Tororo Cement Industry has lost a limestone tussle to an India firm, almost three years after it expressed interest to exploit the rich deposits in Kenya’s Rift Valley Province.
Multibillion dollar Indian Sanghi Group is now set to invest US$80m (about KES112bn) in a cement plant in one of Kenya’s most arid areas.
The group’s local subsidiary, Cemtech, with the support of International Finance Corporation (IFC) is also seeking to invest in a one million tonne cement factory in Pokot District, and its official launch is expected to soon.
Tororo Cement factory, in early 2007 expressed interest in exploiting the extensive limestone deposits and has since then been tussling with Rift Valley’s Pokot District authorities for approval to extract the precious rocks.
The authorities, which had earlier on rejected the industry’s proposal since Kenya’s Ministry of Trade and Industry had plans to establish a state owned cement firm in the area allowed Tororo Cement to bid again after the exercise was re-advertised.
The Indian firm’s construction work is expected to last for slightly more than two years and will become East Africa’s second largest cement producer after Mombasa’s Bamburi Cement. Bamburi Cement controls the largest market share in the region.
The loss to Tororo Cement leaves the Ugandan cement manufacturer and local market controller with one opportunity to exploit Kenya’s resources since the factory is awaiting final a pronouncement of the firm that will win the bid to exploit limestone sediments at Eastern Kenya’s Mutumo District.
Pokot District where the limestone is located is one of the most underdeveloped areas in Kenya and the Sanghi Group has sought to upgrade the area’s road and railway network.
The company’s manging director says there is enough limestone in Uganda to supply input to the factory.
Tororo Cement according to a Kenyan source had equally promised to rehabilitate the area’s infrastructure incase it worn the bid.
But Tororo Cement Factory Managing Director, Brij Gagrani in a contradictory statement told Daily Monitor on phone on June 19 that the cement manufacturer had not expressed interest in the cement sediments.
"No, we do not have any interests in Kenyan limestone," he said on phone.
He said there was adequate limestone in Uganda to supply input to the factory.
Mr Gagrani also denied that TCI had expressed interest in exploiting Mutumo District limestone although sources and media reports hint that the industry was among firms bidding for the Eastern Kenya’s granite.
Currently, TCI extracts limestone as far as Karenga in Karamoja along the Uganda-Sudan boarder to cushion the declining deposits in Tororo District.

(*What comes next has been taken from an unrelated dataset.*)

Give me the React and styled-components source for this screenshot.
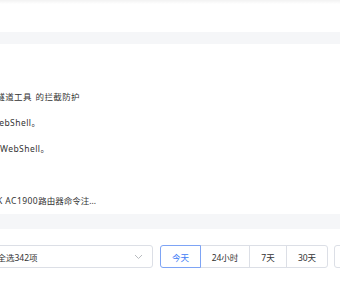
import React from "react";
import styled, { createGlobalStyle } from "styled-components";

const Global = createGlobalStyle`
  html, body { margin: 0; padding: 0; background: #fff; }
  body { font-family: "Noto Sans", "Noto Sans CJK SC", sans-serif; overflow: hidden; }
`;

const Page = styled.div`
  width: 340px;
  height: 286px;
  display: flex;
  flex-direction: column;
  overflow: hidden;
  background: #fff;
`;

const HeaderShadow = styled.div`
  height: 4px;
  background: linear-gradient(rgba(0, 0, 0, 0.05), rgba(0, 0, 0, 0));
`;

const Spacer = styled.div`
  height: ${(p) => p.$h}px;
`;

const Band = styled.div`
  height: ${(p) => p.$h}px;
  background: #f5f6f8;
`;

const List = styled.div`
  display: flex;
  flex-direction: column;
  padding: 39px 0 1px;
`;

const Row = styled.div`
  height: 26px;
  display: flex;
  align-items: center;
  justify-content: flex-end;
  width: ${(p) => p.$end}px;
  white-space: nowrap;
`;

const RowText = styled.span`
  flex-shrink: 0;
  font-size: 8.5px;
  color: #333;
  word-spacing: 1px;
  letter-spacing: ${(p) => p.$track || 0}px;
`;

const Latin = styled.span`
  letter-spacing: 0.45px;
`;

const Filters = styled.div`
  display: flex;
  align-items: center;
  padding-top: 16px;
  gap: 7px;
`;

const Select = styled.div`
  width: 165px;
  margin-left: -12px;
  height: 23px;
  box-sizing: border-box;
  border: 1px solid #dcdfe6;
  border-radius: 3px;
  display: flex;
  align-items: center;
  justify-content: space-between;
  padding: 0 9px 0 0;
  flex-shrink: 0;
`;

const SelectText = styled.span`
  font-size: 8.5px;
  color: #333;
  white-space: nowrap;
`;

const Segments = styled.div`
  display: flex;
  height: 23px;
  flex-shrink: 0;
`;

const Seg = styled.div`
  width: ${(p) => p.$w}px;
  box-sizing: border-box;
  display: flex;
  align-items: center;
  justify-content: center;
  font-size: 8.5px;
  color: ${(p) => (p.$active ? "#3d7bf6" : "#333")};
  border: 1px solid ${(p) => (p.$active ? "#7ea4f5" : "#dcdfe6")};
  margin-left: ${(p) => (p.$first ? 0 : -1)}px;
  position: relative;
  z-index: ${(p) => (p.$active ? 1 : 0)};
  border-radius: ${(p) =>
    p.$first ? "3px 0 0 3px" : p.$last ? "0 3px 3px 0" : "0"};
`;

const NextBox = styled.div`
  width: 30px;
  height: 23px;
  box-sizing: border-box;
  border: 1px solid #dcdfe6;
  border-radius: 3px;
  margin-left: -1px;
  flex-shrink: 0;
`;

const Chevron = () => (
  <svg width="9" height="6" viewBox="0 0 9 6" fill="none">
    <path d="M1 1l3.5 3.5L8 1" stroke="#b0b3b8" strokeWidth="0.9" />
  </svg>
);

export default function App() {
  return (
    <Page>
      <Global />
      <HeaderShadow />
      <Spacer $h={28} />
      <Band $h={12} />
      <List>
        <Row $end={80}>
          <RowText $track={0.4}>绕过隧道工具 的拦截防护</RowText>
        </Row>
        <Row $end={40}>
          <RowText>上传<Latin>WebShell</Latin>。</RowText>
        </Row>
        <Row $end={49}>
          <RowText>件、<Latin>WebShell</Latin>。</RowText>
        </Row>
        <Row $end={40}>
          <RowText></RowText>
        </Row>
        <Row $end={96}>
          <RowText>TOTOLINK <Latin>AC1900</Latin>路由器命令注...</RowText>
        </Row>
      </List>
      <Band $h={15} />
      <Filters>
        <Select>
          <SelectText>已全选342项</SelectText>
          <Chevron />
        </Select>
        <Segments>
          <Seg $w={41} $active $first>今天</Seg>
          <Seg $w={50}>24小时</Seg>
          <Seg $w={38}>7天</Seg>
          <Seg $w={42} $last>30天</Seg>
        </Segments>
        <NextBox />
      </Filters>
    </Page>
  );
}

The depletion in limestone deposits in Tororo District has compelled the cement plant to stretch to far sediments, a development projected to increase costs of production and subsequently cement prices.
Cement prices in early April registered an eight per cent increase from KES25000- KES27000, a hike TCI Managing Director, Mr Gagrani attributed to the effect of factory maintenance and instability in the Uganda shilling, which he said was temporary.
Tororo Cement controls the largest share in the market with 55 per cent stake followed by western Uganda-located Hima Cement.
Despite the existence of the two cement firms in the country, cement remains one the industrial products Uganda imports from the regional market.